[Math] Average, standard deviation and min/max values

averagestandard deviationstatistics

I'm analzying a computer science paper and just found in the experimental setup the following statement:

  • Average (standard deviation) of number of files per peer: 464 (554)
  • Min – max number of files per peer: 100 – 4,774

Are these numbers possible at all?
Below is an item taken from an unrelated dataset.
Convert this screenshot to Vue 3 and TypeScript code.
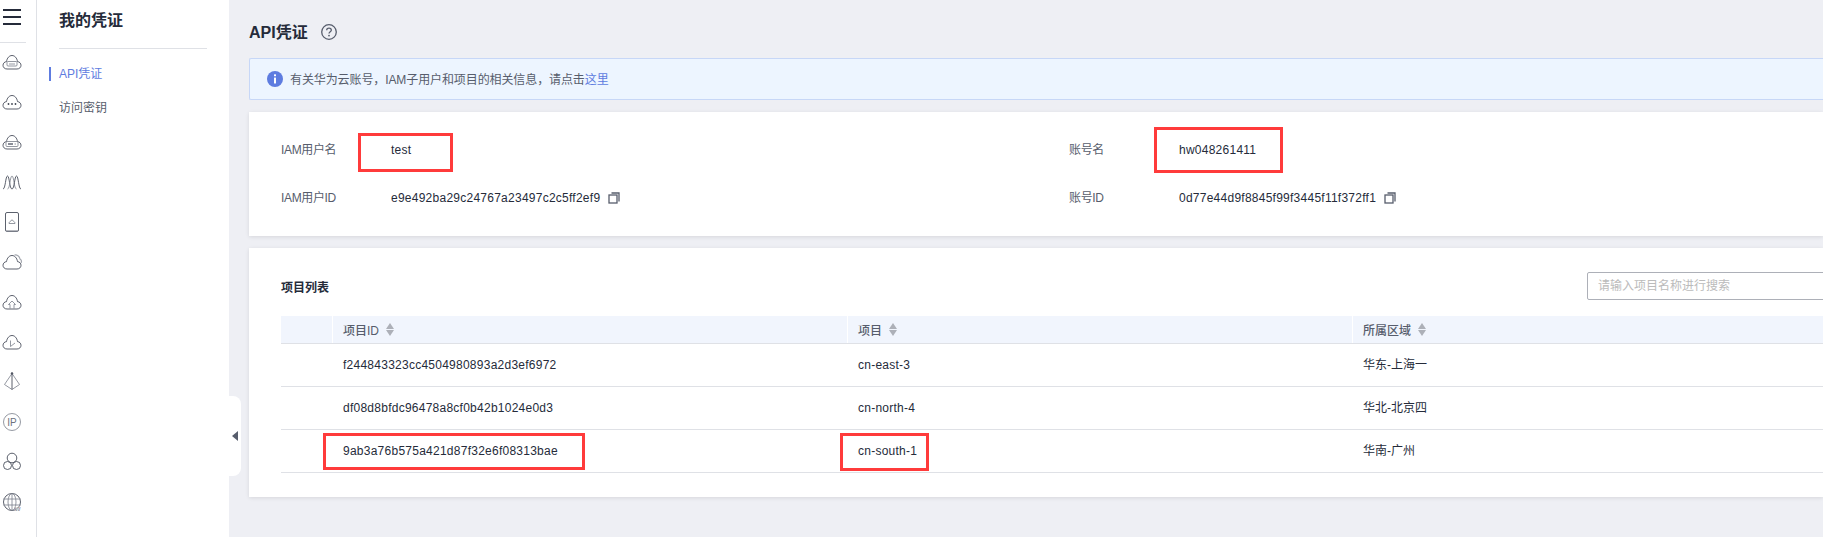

It does not say anything of a normal distribution, but how is it possible that the standard deviation is 554, but the min number of files per peer is 100?

Best Answer

Suppose we have $n$ numbers $x_1, x_2, \ldots, x_n$ ranging from $a$ to $b$, meaning that $x_i = a$ for at least one $i$, $1 \leq i \leq n$, and $x_j = b$ for at least one $j$, $1 \leq j \leq n$. Duplicates are allowed, meaning that two or more of the $n$ numbers could possibly have the same value in $[a, b]$. Define the mean $\bar{x}$ and the variance $\sigma_x^2$ of the set of $n$ numbers as $$\bar{x} = \frac{1}{n}\sum_{i=1}^n x_i, ~~ \sigma_x^2 = \frac{1}{n}\sum_{i=1}^n (x_i - \bar{x})^2 = \left(\frac{1}{n}\sum_{i=1}^n x_i^2\right) - \bar{x}^2.$$ For convenience, let us change the set to $y_1, y_2, \ldots, y_n$ where $y_i = x_i - a$, so that the new set has values ranging from $0$ to $b-a$. The mean $\bar{y}$ is just $\bar{x}-a$, while the variance is unchanged: $\sigma_y^2 = \sigma_x^2$. Now, it is shown in the answers to this question on stats.SE that the ratio $\sigma_y/\bar{y} = \sigma_x/(\bar{x}-a)$ can be no larger than $\sqrt{n-1}$. Note that the value does not depend on $b$ at all You don't say what the value of $n$ is, but given the numbers in your answer, the upper bound on the standard deviation is $$\sigma_x = 554 \leq (464-100)\sqrt{n-1}$$ which is certainly satisfied except in the unusual circumstance that there are only $3$ peers in the experiment and thus only $3$ numbers $x_1$, $x_2$, and $x_3$ are being described in terms of mean/standard-deviation/min-max: certainly overkill!

In summary, there are no obvious problems with the standard deviation being larger than the mean.